1.1 In these terms and conditions,
1.1.1 Capitalised words and expressions shall bear the same meaning given to them in the Scheme of Terms and Conditions for National Customers available at www.castlewater.co.uk/resources-for-england (the “Scheme”)
1.1.2 “AMR” means an automatic meter reading device to be installed on the water meters located at the Property owned or occupied by the Customer;
1.1.3 “Castle Water” or “we” means Castle Water Limited, a company incorporated in Scotland (registered number SC475583) having its registered office at 1 Boat Brae, Rattray, Blairgowrie PH10 7BH and licenced by Ofwat to provide water and sewerage retail services in England;
1.1.4 “Customer” or “you” means the party entering into this agreement with Castle Water being the owner or occupier of a Property provided with water and waste-water retail services by Castle Water;
1.1.5 “Relevant Premises” means non household premises occupied by a Customer
1.1.6 “Terms and Conditions” means these terms and conditions.
1.2 The Terms and Conditions are supplemental to and to be read in conjunction with the Scheme.
1.3 Where these Terms & Conditions differ from or conflict with the Scheme, these Terms & Conditions shall take precedence. Otherwise, the Scheme remain in full force and effect and on the basis upon which we contract with you.
The offer of a Free AMR is available to the occupiers of Relevant Premises provided that the water supply to the Relevant Premises:
2.1 has a meter installed which is compatible with an AMR; and
2.2 is a supply pipe of 80mm in diameter, or greater.

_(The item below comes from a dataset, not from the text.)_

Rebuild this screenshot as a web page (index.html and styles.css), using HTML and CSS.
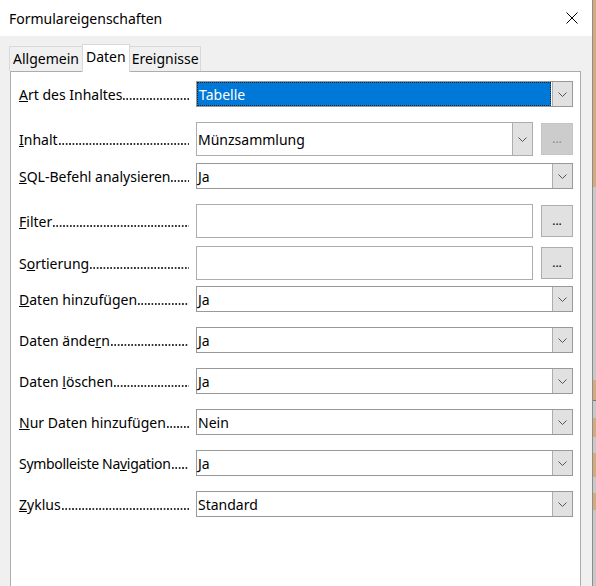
FILE: index.html
```html
<!DOCTYPE html>
<html lang="de">
<head>
    <meta charset="UTF-8">
    <meta name="viewport" content="width=device-width, initial-scale=1.0">
    <title>Formulareigenschaften</title>
    <link rel="stylesheet" href="styles.css">
</head>
<body>
<div class="screen">
    <div class="dialog">
        <div class="titlebar">
            <span class="title">Formulareigenschaften</span>
            <svg class="close" width="12" height="12" viewBox="0 0 12 12">
                <path d="M0.5 0.5 L11.5 11.5 M11.5 0.5 L0.5 11.5" stroke="#000" stroke-width="1" fill="none"/>
            </svg>
        </div>
        <div class="content">
            <div class="tabs">
                <div class="tab">Allgemein</div>
                <div class="tab active">Daten</div>
                <div class="tab">Ereignisse</div>
            </div>
            <div class="panel">
                <!-- Art des Inhaltes -->
                <div class="row first">
                    <div class="label"><span><u>A</u>rt des Inhaltes</span><span class="leader"></span></div>
                    <div class="field">
                        <div class="select">
                            <div class="value focused">Tabelle</div>
                            <div class="arrow"><svg width="9" height="5" viewBox="0 0 9 5"><path d="M0.5 0.5 L4.5 4.5 L8.5 0.5" stroke="#555" fill="none"/></svg></div>
                        </div>
                    </div>
                </div>
                <!-- Inhalt -->
                <div class="row">
                    <div class="label"><span><u>I</u>nhalt</span><span class="leader"></span></div>
                    <div class="field">
                        <div class="select tall light">
                            <div class="value">Münzsammlung</div>
                            <div class="arrow"><svg width="9" height="5" viewBox="0 0 9 5"><path d="M0.5 0.5 L4.5 4.5 L8.5 0.5" stroke="#555" fill="none"/></svg></div>
                        </div>
                        <div class="dots-btn disabled">...</div>
                    </div>
                </div>
                <!-- SQL -->
                <div class="row gap7">
                    <div class="label"><span><u>S</u>QL-Befehl analysieren</span><span class="leader"></span></div>
                    <div class="field">
                        <div class="select">
                            <div class="value">Ja</div>
                            <div class="arrow"><svg width="9" height="5" viewBox="0 0 9 5"><path d="M0.5 0.5 L4.5 4.5 L8.5 0.5" stroke="#555" fill="none"/></svg></div>
                        </div>
                    </div>
                </div>
                <!-- Filter -->
                <div class="row">
                    <div class="label"><span><u>F</u>ilter</span><span class="leader"></span></div>
                    <div class="field">
                        <div class="textbox"></div>
                        <div class="dots-btn">...</div>
                    </div>
                </div>
                <!-- Sortierung -->
                <div class="row gap8">
                    <div class="label"><span>S<u>o</u>rtierung</span><span class="leader"></span></div>
                    <div class="field">
                        <div class="textbox"></div>
                        <div class="dots-btn">...</div>
                    </div>
                </div>
                <!-- Daten hinzufuegen -->
                <div class="row gap6">
                    <div class="label"><span><u>D</u>aten hinzufügen</span><span class="leader"></span></div>
                    <div class="field">
                        <div class="select">
                            <div class="value">Ja</div>
                            <div class="arrow"><svg width="9" height="5" viewBox="0 0 9 5"><path d="M0.5 0.5 L4.5 4.5 L8.5 0.5" stroke="#555" fill="none"/></svg></div>
                        </div>
                    </div>
                </div>
                <div class="row">
                    <div class="label"><span>Daten ände<u>r</u>n</span><span class="leader"></span></div>
                    <div class="field">
                        <div class="select">
                            <div class="value">Ja</div>
                            <div class="arrow"><svg width="9" height="5" viewBox="0 0 9 5"><path d="M0.5 0.5 L4.5 4.5 L8.5 0.5" stroke="#555" fill="none"/></svg></div>
                        </div>
                    </div>
                </div>
                <div class="row">
                    <div class="label"><span>Daten <u>l</u>öschen</span><span class="leader"></span></div>
                    <div class="field">
                        <div class="select">
                            <div class="value">Ja</div>
                            <div class="arrow"><svg width="9" height="5" viewBox="0 0 9 5"><path d="M0.5 0.5 L4.5 4.5 L8.5 0.5" stroke="#555" fill="none"/></svg></div>
                        </div>
                    </div>
                </div>
                <div class="row">
                    <div class="label"><span><u>N</u>ur Daten hinzufügen</span><span class="leader"></span></div>
                    <div class="field">
                        <div class="select">
                            <div class="value">Nein</div>
                            <div class="arrow"><svg width="9" height="5" viewBox="0 0 9 5"><path d="M0.5 0.5 L4.5 4.5 L8.5 0.5" stroke="#555" fill="none"/></svg></div>
                        </div>
                    </div>
                </div>
                <div class="row">
                    <div class="label"><span class="narrow">Symbolleiste Na<u>v</u>igation</span><span class="leader"></span></div>
                    <div class="field">
                        <div class="select">
                            <div class="value">Ja</div>
                            <div class="arrow"><svg width="9" height="5" viewBox="0 0 9 5"><path d="M0.5 0.5 L4.5 4.5 L8.5 0.5" stroke="#555" fill="none"/></svg></div>
                        </div>
                    </div>
                </div>
                <div class="row">
                    <div class="label"><span><u>Z</u>yklus</span><span class="leader"></span></div>
                    <div class="field">
                        <div class="select">
                            <div class="value">Standard</div>
                            <div class="arrow"><svg width="9" height="5" viewBox="0 0 9 5"><path d="M0.5 0.5 L4.5 4.5 L8.5 0.5" stroke="#555" fill="none"/></svg></div>
                        </div>
                    </div>
                </div>
            </div>
        </div>
    </div>
    <div class="behind"></div>
</div>
</body>
</html>
```

FILE: styles.css
```css
* {
    box-sizing: border-box;
}
body {
    margin: 0;
    padding: 0;
    font-family: "Noto Sans", "Open Sans", sans-serif;
    font-size: 14px;
    color: #000;
    background-color: #f0f0f0;
}
.screen {
    display: flex;
    height: 586px;
    overflow: hidden;
}
.dialog {
    width: 592px;
    display: flex;
    flex-direction: column;
    background-color: #f0f0f0;
}
.titlebar {
    height: 36px;
    flex-shrink: 0;
    background-color: #fff;
    display: flex;
    align-items: center;
    justify-content: space-between;
    padding: 0 14px 0 9px;
}
.title {
    font-size: 14px;
}
.content {
    flex: 1;
    display: flex;
    flex-direction: column;
    padding: 8px 11px 0 10px;
}
.tabs {
    display: flex;
    align-items: flex-end;
    height: 27px;
    margin-left: -1px;
    position: relative;
    z-index: 1;
}
.tab {
    height: 25px;
    line-height: 23px;
    padding: 0 3px;
    border: 1px solid #d9d9d9;
    border-bottom: none;
    background-color: #f0f0f0;
}
.tab + .tab {
    margin-left: -1px;
}
.tab:last-child {
    padding: 0 1px 0 2px;
}
.tab.active {
    height: 28px;
    line-height: 24px;
    margin-bottom: -1px;
    background-color: #fff;
    position: relative;
}
.panel {
    flex: 1;
    background-color: #fff;
    border: 1px solid #adadad;
    border-bottom: none;
    padding: 9px 7px 0 8px;
}
.row {
    display: flex;
    align-items: center;
    margin-top: 15px;
}
.row.first {
    margin-top: 0;
}
.row.gap7 {
    margin-top: 7px;
}
.row.gap8 {
    margin-top: 8px;
}
.row.gap6 {
    margin-top: 6px;
}
.label {
    width: 171px;
    margin-right: 6px;
    display: flex;
    white-space: nowrap;
    line-height: 19px;
}
.label .narrow {
    letter-spacing: -0.3px;
}
/* Punkte zwischen Beschriftung und Feld */
.leader {
    flex: 1;
    min-width: 10px;
    margin-left: 1px;
    margin-right: 1px;
    background-image: linear-gradient(to right, #333 1.5px, transparent 1.5px);
    background-size: 3.4px 1.5px;
    background-repeat: repeat-x;
    background-position: 0 13.5px;
}
.field {
    flex: 1;
    display: flex;
    align-items: center;
    gap: 8px;
}
.select {
    flex: 1;
    height: 26px;
    display: flex;
    border: 1px solid #999;
    background-color: #fff;
}
.select.tall {
    height: 34px;
}
.select.light {
    border-color: #adadad;
}
.select .value {
    flex: 1;
    padding-left: 1px;
    display: flex;
    align-items: center;
    white-space: nowrap;
}
.select .value.focused {
    margin: 0 1px 0 0;
    color: #fff;
    background-color: #0078d7;
    border: 1px dotted #222;
}
.select .arrow {
    width: 20px;
    background-color: #e1e1e1;
    border-left: 1px solid #adadad;
    display: flex;
    align-items: center;
    justify-content: center;
}
.textbox {
    flex: 1;
    height: 34px;
    border: 1px solid #adadad;
    background-color: #fff;
}
.dots-btn {
    width: 32px;
    height: 32px;
    background-color: #e1e1e1;
    border: 1px solid #adadad;
    text-align: center;
    font-size: 12px;
    line-height: 30px;
    color: #000;
}
.dots-btn.disabled {
    background-color: #cccccc;
    border-color: #c4c4c4;
    color: #8a8a8a;
}
.behind {
    width: 4px;
    border-left: 1px solid #8c8c8c;
    background: linear-gradient(to bottom,
        #d4ab7f 0, #d4ab7f 187px,
        #c8c8c8 187px, #c8c8c8 380px,
        #d4ab7f 380px, #d4ab7f 400px,
        #777 400px, #777 401px,
        #c8c8c8 401px, #c8c8c8 418px,
        #d4ab7f 418px, #d4ab7f 437px,
        #c8c8c8 437px, #c8c8c8 453px,
        #d4ab7f 453px, #d4ab7f 477px,
        #c8c8c8 477px, #c8c8c8 493px,
        #d4ab7f 493px, #d4ab7f 510px,
        #c8c8c8 510px);
}
```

3.1 Castle Water shall arrange for an initial inspection of the Relevant Premises to establish whether AMR can be installed.
3.2 Where it is determined that AMR can be installed at the Relevant Premises, Castle Water will arrange for the installation of AMR at the Property occupied by the Customer. The installation of the AMR will be undertaken by a specialist third party installer, appointed by Castle Water.
3.3 Castle Water shall meet the costs to the Customer of the acquisition of and installation of the AMR, provided that the Customer meets the availability criteria set out in paragraph 2.1.
3.4 For so long as Castle Water remains the provider of water and waste water retail services to the Customer at the Property at which an AMR has been installed, Castle Water shall meet the costs of the provision of data by the AMR equipment (the “AMR Data”), provided that:
3.4.1 The Customer agrees that the AMR Data will be available to and may be used by Castle Water for invoicing and other relevant purposes (e.g. the provision of other value-added services to the Customer).
3.4.2 The Customer acknowledges that Castle Water gives no warranty as to the accuracy of the AMR Data and has no liability for the accuracy of such data.
3.5 It is acknowledged that the AMR Data remains the property of the Customer.
3.6 If Castle Water ceases to be the Retailer for the Customer, it will set out the option(s) for the Customer to continue to receive AMR Data, if it so chooses, and the associated price for the Customer to pay Castle Water for that AMR Data. That price will be based upon the costs of operating and maintaining the AMR and providing the AMR Data, together with Castle Water’s reasonably incurred administration costs in connection with the operation and maintenance of the AMR and the AMR Data.